Già più accettabile l’altro progetto su cui stanno lavorando i tecnici di Bruxelles che però potrebbe giungere a compimento solo durante l’inverno: escludere il Gnl, ormai parte fondamentale delle forniture in Europa, dall’indice Ttf di Amsterdam che invece basa le quotazioni (e quindi il prezzo) sui gasdotti lasciando il campo aperto alle speculazioni.

Un indice diverso, che potrebbe essere quello asiatico ma anche quello spagnolo o britannico, abbasserebbe la quotazione del gas (rendendola semplicemente più fedele) e di conseguenza la sua componente nella bolletta dell’elettricità si assottiglierebbe, riducendo il totale che il consumatore è tenuto a versare. Ma per riuscirci serviranno dei tempi tecnici.

L’altra proposta per colmare il gap del price cap amministrativo in bolletta è di ricorrere agli extra-profitti che derivano dalle altre fonti (rinnovabili e fossili non gas). Ma probabilmente non sarebbero sufficienti e, inoltre, sarebbe un aiuto universale, di cui benifecerebbero tutti.

Quando invece sia Commissione che Bce vorrebbero che gli aiuti fossero mirati per le persone vulnerabili e per le Pmi in difficoltà, anche per mantenere sotto controllo l’impegno fiscale (usando comunque il gettito degli extra-profitti).

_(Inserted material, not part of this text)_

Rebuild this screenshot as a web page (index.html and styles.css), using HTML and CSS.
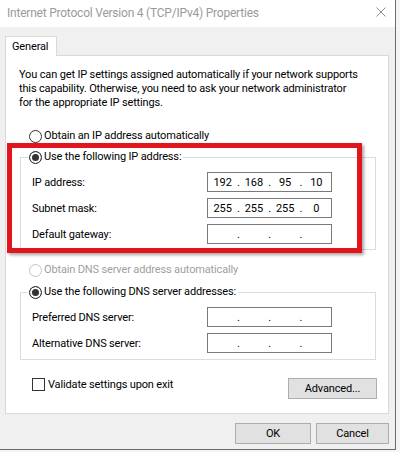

Tutte soluzioni che sembrano più percorribili per la Commissione rispetto al price cap generalizzato. Per l’esecutivo europeo si tratta di una misura radicale che metterebbe in serio pericolo l’approvvigionamento per diversi motivi.

Tra questi, la certezza di un aumento della domanda, a causa di un prezzo più basso, che non potra’ essere soddisfatta.

Inoltre, vi è il concreto rischio (per la Commissione è quasi certezza) che il tetto massimo diventi il prezzo standard in diversi Stati e questo comporterebbe il trasferimento di gas tra Stati Ue che ora viene incentivato proprio dalla differenza di prezzo.

Per ovviare al problema i sostenitori della misura invocano una piattaforma di acquisti congiunti (dove il gas verrebbe distribuito sulla base delle necessità e non più del mercato).

C’è inoltre il timore che trattandosi di Gnl, che viene trasportato su navi, è facilmente dirottabile verso offerenti più generosi.

Anche in questo caso gli Stati sostengono che il valore offerto con il tetto sarà comunque al livello dell’offerta asiatica (attualmente in Europa anche il Gnl costa almeno il 30% in più rispetto al mercato d’oriente, pur non avendo alcun legame con la Russia o con Nord Stream).

Bruxelles insiste sul limitare il tetto al gasdotto russo perché non facilmente deviabile e perché se la Russia non dovesse accettare sarebbe facilmente sostituibile, trattandosi solo del 9% delle importazioni totali.

Per lo stesso motivo gli Stati si oppongono: ormai è una quota talmente residua che non ha senso un tetto limitato a quella.